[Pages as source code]
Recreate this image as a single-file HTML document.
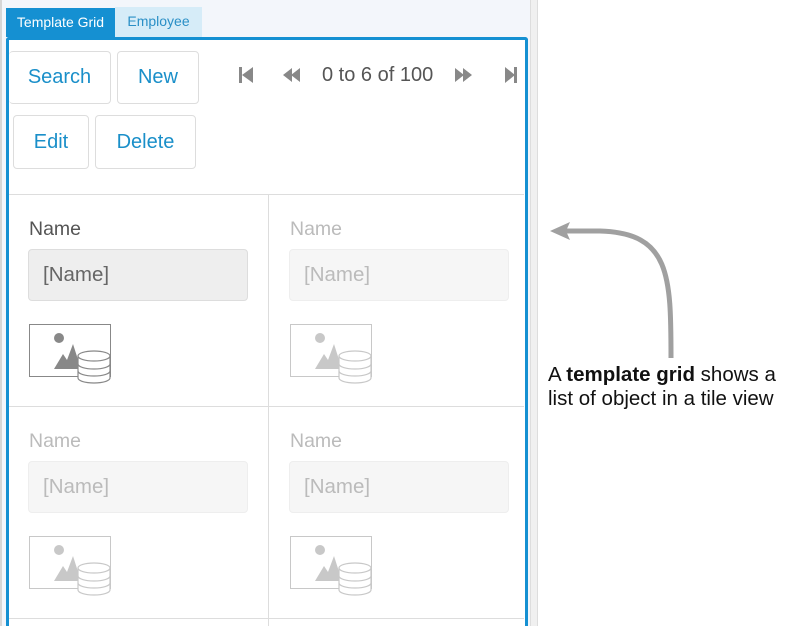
<!DOCTYPE html>
<html style="overflow:hidden;height:626px"><head><style>
body{margin:0;width:798px;height:626px;background:#fff;position:relative;overflow:hidden;font-family:"Liberation Sans",sans-serif}
.a{position:absolute}
.btn{position:absolute;border:1px solid #ddd;border-radius:4px;background:#fff;color:#1a8fc9;font-size:20px;display:flex;align-items:center;justify-content:center;box-sizing:border-box}
.lbl{position:absolute;font-size:19.5px;color:#555}
.inp{position:absolute;width:220px;height:52px;box-sizing:border-box;border:1px solid #ddd;border-radius:4px;background:#eee;color:#666;font-size:20.5px;padding:13px 0 0 14px}
.f .lbl{color:#bbb}.f .inp{background:#f6f6f6;border-color:#eee;color:#bbb}
</style></head><body>
<div class="a" style="left:0;top:0;width:530px;height:626px;background:#f3f6fb;border-left:2px solid #d6d6d6;box-sizing:border-box"></div>
<div class="a" style="left:530px;top:0;width:8px;height:626px;background:#f0f0f0;border-left:1px solid #ddd;border-right:1px solid #ddd;box-sizing:border-box"></div>
<div class="a" style="left:6px;top:8px;width:109px;height:29px;background:#1590d2;color:#fff;font-size:14px;line-height:29px;text-align:center">Template Grid</div>
<div class="a" style="left:115px;top:7px;width:87px;height:30px;background:#d6ecf8;color:#2a8fc6;font-size:14px;line-height:29px;text-align:center">Employee</div>
<div class="a" style="left:6px;top:37px;width:522px;height:589px;border:3px solid #1590d2;border-bottom:none;border-radius:3px 3px 0 0;background:#fff;box-sizing:border-box"></div>
<div class="btn" style="left:9px;top:51px;width:102px;height:53px;border-left:none">Search</div>
<div class="btn" style="left:117px;top:51px;width:82px;height:53px">New</div>
<div class="btn" style="left:13px;top:115px;width:76px;height:54px">Edit</div>
<div class="btn" style="left:95px;top:115px;width:101px;height:54px">Delete</div>
<svg class="a" style="left:238px;top:65px" width="290" height="22" viewBox="0 0 290 22">
<g fill="#888"><rect x="1" y="2" width="3" height="16"/><path d="M15 2 L4 10 L15 18Z"/>
<path d="M54 3 L45 10 L54 17Z M62 3 L53 10 L62 17Z"/>
<path d="M217 3 L226 10 L217 17Z M225 3 L234 10 L225 17Z"/>
<path d="M267 2 L277 10 L267 18Z"/><rect x="276" y="2" width="3" height="16"/></g></svg>
<div class="a" style="left:322px;top:64px;font-size:20px;color:#555">0 to 6 of 100</div>
<div class="a" style="left:9px;top:194px;width:515px;height:1px;background:#ddd"></div>
<div class="a" style="left:9px;top:406px;width:515px;height:1px;background:#ddd"></div>
<div class="a" style="left:9px;top:618px;width:515px;height:1px;background:#ddd"></div>
<div class="a" style="left:268px;top:195px;width:1px;height:431px;background:#ddd"></div>
<svg width="0" height="0" style="position:absolute"><defs><g id="ic">
<rect x="0.5" y="0.5" width="81" height="52" fill="#fff" stroke="currentColor"/>
<circle cx="30" cy="14" r="5" fill="currentColor"/>
<path d="M25 45 L34 30 L38 36 L44 20 L52 45Z" fill="currentColor"/>
<g fill="#fff" stroke="currentColor" stroke-width="1.2"><path d="M49 32 v22 a16 5 0 0 0 32 0 v-22"/>
<path d="M49 40 a16 5 0 0 0 32 0 M49 47 a16 5 0 0 0 32 0"/><ellipse cx="65" cy="32" rx="16" ry="5"/></g>
</g></defs></svg>
<div><div class="lbl" style="left:29px;top:218px">Name</div><div class="inp" style="left:28px;top:249px">[Name]</div>
<svg class="a" style="left:29px;top:324px;color:#888" width="84" height="62"><use href="#ic"/></svg></div>
<div class="f"><div class="lbl" style="left:290px;top:218px">Name</div><div class="inp" style="left:289px;top:249px">[Name]</div>
<svg class="a" style="left:290px;top:324px;color:#c8c8c8" width="84" height="62"><use href="#ic"/></svg></div>
<div class="f"><div class="lbl" style="left:29px;top:430px">Name</div><div class="inp" style="left:28px;top:461px">[Name]</div>
<svg class="a" style="left:29px;top:536px;color:#c8c8c8" width="84" height="62"><use href="#ic"/></svg></div>
<div class="f"><div class="lbl" style="left:290px;top:430px">Name</div><div class="inp" style="left:289px;top:461px">[Name]</div>
<svg class="a" style="left:290px;top:536px;color:#c8c8c8" width="84" height="62"><use href="#ic"/></svg></div>
<svg class="a" style="left:540px;top:215px" width="150" height="150">
<path d="M131 143 C131 60 130 18 60 16 L25 16" fill="none" stroke="#a0a0a0" stroke-width="5"/>
<path d="M10 16 L30 7 L26 16 L30 25Z" fill="#a0a0a0"/></svg>
<div class="a" style="left:548px;top:363px;font-size:20.5px;line-height:24px;color:#111;white-space:nowrap">A <b>template grid</b> shows a<br>list of object in a tile view</div>
</body></html>
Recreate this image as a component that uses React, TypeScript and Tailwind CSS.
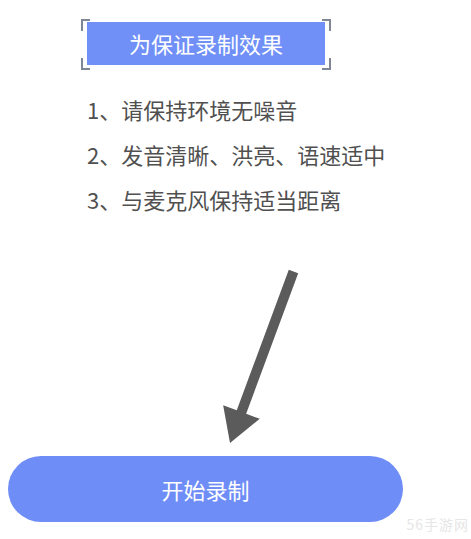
import React from "react";

const tips = [
  "1、请保持环境无噪音",
  "2、发音清晰、洪亮、语速适中",
  "3、与麦克风保持适当距离",
];

const font = { fontFamily: '"Noto Sans CJK SC", "Noto Sans", sans-serif' };

function Corner({ className }: { className: string }) {
  return <span className={`absolute h-[12px] w-[9px] border-[#7f8797] ${className}`} />;
}

export default function App() {
  return (
    <div className="relative h-[539px] w-[471px] overflow-hidden bg-white" style={font}>
      {/* title with bracket frame */}
      <div className="pt-[19px]">
        <div className="relative ml-[81px] h-[51px] w-[250px] px-[6px] pt-[3px]">
          <Corner className="left-0 top-0 border-l-2 border-t-2" />
          <Corner className="right-0 top-0 border-r-2 border-t-2" />
          <Corner className="bottom-0 left-0 border-b-2 border-l-2" />
          <Corner className="bottom-0 right-0 border-b-2 border-r-2" />
          <div className="relative flex h-[43px] items-center justify-center bg-[#7090f7] text-[22px] text-white">
            为保证录制效果
          </div>
        </div>
      </div>

      {/* tips */}
      <div className="pl-[87px] pt-[17px] text-[22px] leading-[45px] text-[#505050]">
        {tips.map((t) => (
          <p key={t}>{t}</p>
        ))}
      </div>

      {/* arrow */}
      <svg viewBox="0 0 471 234" className="block h-[234px] w-[471px]">
        <polygon
          fill="#5b5b5b"
          points="288.8,47.8 298.2,51.2 246.15,191.75 259.75,196.8 230,221 223.15,183.3 236.75,188.35"
        />
      </svg>

      {/* button */}
      <button className="ml-[8px] flex h-[66px] w-[395px] items-center justify-center rounded-full bg-[#6e8df7] text-[22px] text-white">
        开始录制
      </button>

      <span className="absolute right-[2px] top-[514px] text-[14px] tracking-[1px] text-[#e6e6e6]">56手游网</span>
    </div>
  );
}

● **What you need to do**
Leave out the pictures and output every record above precisely as given.

● **Exercise result**
Recreate this image as a single-file HTML document.
<!DOCTYPE html>
<html style="overflow:hidden;height:626px"><head><style>
body{margin:0;width:798px;height:626px;background:#fff;position:relative;overflow:hidden;font-family:"Liberation Sans",sans-serif}
.a{position:absolute}
.btn{position:absolute;border:1px solid #ddd;border-radius:4px;background:#fff;color:#1a8fc9;font-size:20px;display:flex;align-items:center;justify-content:center;box-sizing:border-box}
.lbl{position:absolute;font-size:19.5px;color:#555}
.inp{position:absolute;width:220px;height:52px;box-sizing:border-box;border:1px solid #ddd;border-radius:4px;background:#eee;color:#666;font-size:20.5px;padding:13px 0 0 14px}
.f .lbl{color:#bbb}.f .inp{background:#f6f6f6;border-color:#eee;color:#bbb}
</style></head><body>
<div class="a" style="left:0;top:0;width:530px;height:626px;background:#f3f6fb;border-left:2px solid #d6d6d6;box-sizing:border-box"></div>
<div class="a" style="left:530px;top:0;width:8px;height:626px;background:#f0f0f0;border-left:1px solid #ddd;border-right:1px solid #ddd;box-sizing:border-box"></div>
<div class="a" style="left:6px;top:8px;width:109px;height:29px;background:#1590d2;color:#fff;font-size:14px;line-height:29px;text-align:center">Template Grid</div>
<div class="a" style="left:115px;top:7px;width:87px;height:30px;background:#d6ecf8;color:#2a8fc6;font-size:14px;line-height:29px;text-align:center">Employee</div>
<div class="a" style="left:6px;top:37px;width:522px;height:589px;border:3px solid #1590d2;border-bottom:none;border-radius:3px 3px 0 0;background:#fff;box-sizing:border-box"></div>
<div class="btn" style="left:9px;top:51px;width:102px;height:53px;border-left:none">Search</div>
<div class="btn" style="left:117px;top:51px;width:82px;height:53px">New</div>
<div class="btn" style="left:13px;top:115px;width:76px;height:54px">Edit</div>
<div class="btn" style="left:95px;top:115px;width:101px;height:54px">Delete</div>
<svg class="a" style="left:238px;top:65px" width="290" height="22" viewBox="0 0 290 22">
<g fill="#888"><rect x="1" y="2" width="3" height="16"/><path d="M15 2 L4 10 L15 18Z"/>
<path d="M54 3 L45 10 L54 17Z M62 3 L53 10 L62 17Z"/>
<path d="M217 3 L226 10 L217 17Z M225 3 L234 10 L225 17Z"/>
<path d="M267 2 L277 10 L267 18Z"/><rect x="276" y="2" width="3" height="16"/></g></svg>
<div class="a" style="left:322px;top:64px;font-size:20px;color:#555">0 to 6 of 100</div>
<div class="a" style="left:9px;top:194px;width:515px;height:1px;background:#ddd"></div>
<div class="a" style="left:9px;top:406px;width:515px;height:1px;background:#ddd"></div>
<div class="a" style="left:9px;top:618px;width:515px;height:1px;background:#ddd"></div>
<div class="a" style="left:268px;top:195px;width:1px;height:431px;background:#ddd"></div>
<svg width="0" height="0" style="position:absolute"><defs><g id="ic">
<rect x="0.5" y="0.5" width="81" height="52" fill="#fff" stroke="currentColor"/>
<circle cx="30" cy="14" r="5" fill="currentColor"/>
<path d="M25 45 L34 30 L38 36 L44 20 L52 45Z" fill="currentColor"/>
<g fill="#fff" stroke="currentColor" stroke-width="1.2"><path d="M49 32 v22 a16 5 0 0 0 32 0 v-22"/>
<path d="M49 40 a16 5 0 0 0 32 0 M49 47 a16 5 0 0 0 32 0"/><ellipse cx="65" cy="32" rx="16" ry="5"/></g>
</g></defs></svg>
<div><div class="lbl" style="left:29px;top:218px">Name</div><div class="inp" style="left:28px;top:249px">[Name]</div>
<svg class="a" style="left:29px;top:324px;color:#888" width="84" height="62"><use href="#ic"/></svg></div>
<div class="f"><div class="lbl" style="left:290px;top:218px">Name</div><div class="inp" style="left:289px;top:249px">[Name]</div>
<svg class="a" style="left:290px;top:324px;color:#c8c8c8" width="84" height="62"><use href="#ic"/></svg></div>
<div class="f"><div class="lbl" style="left:29px;top:430px">Name</div><div class="inp" style="left:28px;top:461px">[Name]</div>
<svg class="a" style="left:29px;top:536px;color:#c8c8c8" width="84" height="62"><use href="#ic"/></svg></div>
<div class="f"><div class="lbl" style="left:290px;top:430px">Name</div><div class="inp" style="left:289px;top:461px">[Name]</div>
<svg class="a" style="left:290px;top:536px;color:#c8c8c8" width="84" height="62"><use href="#ic"/></svg></div>
<svg class="a" style="left:540px;top:215px" width="150" height="150">
<path d="M131 143 C131 60 130 18 60 16 L25 16" fill="none" stroke="#a0a0a0" stroke-width="5"/>
<path d="M10 16 L30 7 L26 16 L30 25Z" fill="#a0a0a0"/></svg>
<div class="a" style="left:548px;top:363px;font-size:20.5px;line-height:24px;color:#111;white-space:nowrap">A <b>template grid</b> shows a<br>list of object in a tile view</div>
</body></html>
Recreate this image as a component that uses React, TypeScript and Tailwind CSS.
import React from "react";

const tips = [
  "1、请保持环境无噪音",
  "2、发音清晰、洪亮、语速适中",
  "3、与麦克风保持适当距离",
];

const font = { fontFamily: '"Noto Sans CJK SC", "Noto Sans", sans-serif' };

function Corner({ className }: { className: string }) {
  return <span className={`absolute h-[12px] w-[9px] border-[#7f8797] ${className}`} />;
}

export default function App() {
  return (
    <div className="relative h-[539px] w-[471px] overflow-hidden bg-white" style={font}>
      {/* title with bracket frame */}
      <div className="pt-[19px]">
        <div className="relative ml-[81px] h-[51px] w-[250px] px-[6px] pt-[3px]">
          <Corner className="left-0 top-0 border-l-2 border-t-2" />
          <Corner className="right-0 top-0 border-r-2 border-t-2" />
          <Corner className="bottom-0 left-0 border-b-2 border-l-2" />
          <Corner className="bottom-0 right-0 border-b-2 border-r-2" />
          <div className="relative flex h-[43px] items-center justify-center bg-[#7090f7] text-[22px] text-white">
            为保证录制效果
          </div>
        </div>
      </div>

      {/* tips */}
      <div className="pl-[87px] pt-[17px] text-[22px] leading-[45px] text-[#505050]">
        {tips.map((t) => (
          <p key={t}>{t}</p>
        ))}
      </div>

      {/* arrow */}
      <svg viewBox="0 0 471 234" className="block h-[234px] w-[471px]">
        <polygon
          fill="#5b5b5b"
          points="288.8,47.8 298.2,51.2 246.15,191.75 259.75,196.8 230,221 223.15,183.3 236.75,188.35"
        />
      </svg>

      {/* button */}
      <button className="ml-[8px] flex h-[66px] w-[395px] items-center justify-center rounded-full bg-[#6e8df7] text-[22px] text-white">
        开始录制
      </button>

      <span className="absolute right-[2px] top-[514px] text-[14px] tracking-[1px] text-[#e6e6e6]">56手游网</span>
    </div>
  );
}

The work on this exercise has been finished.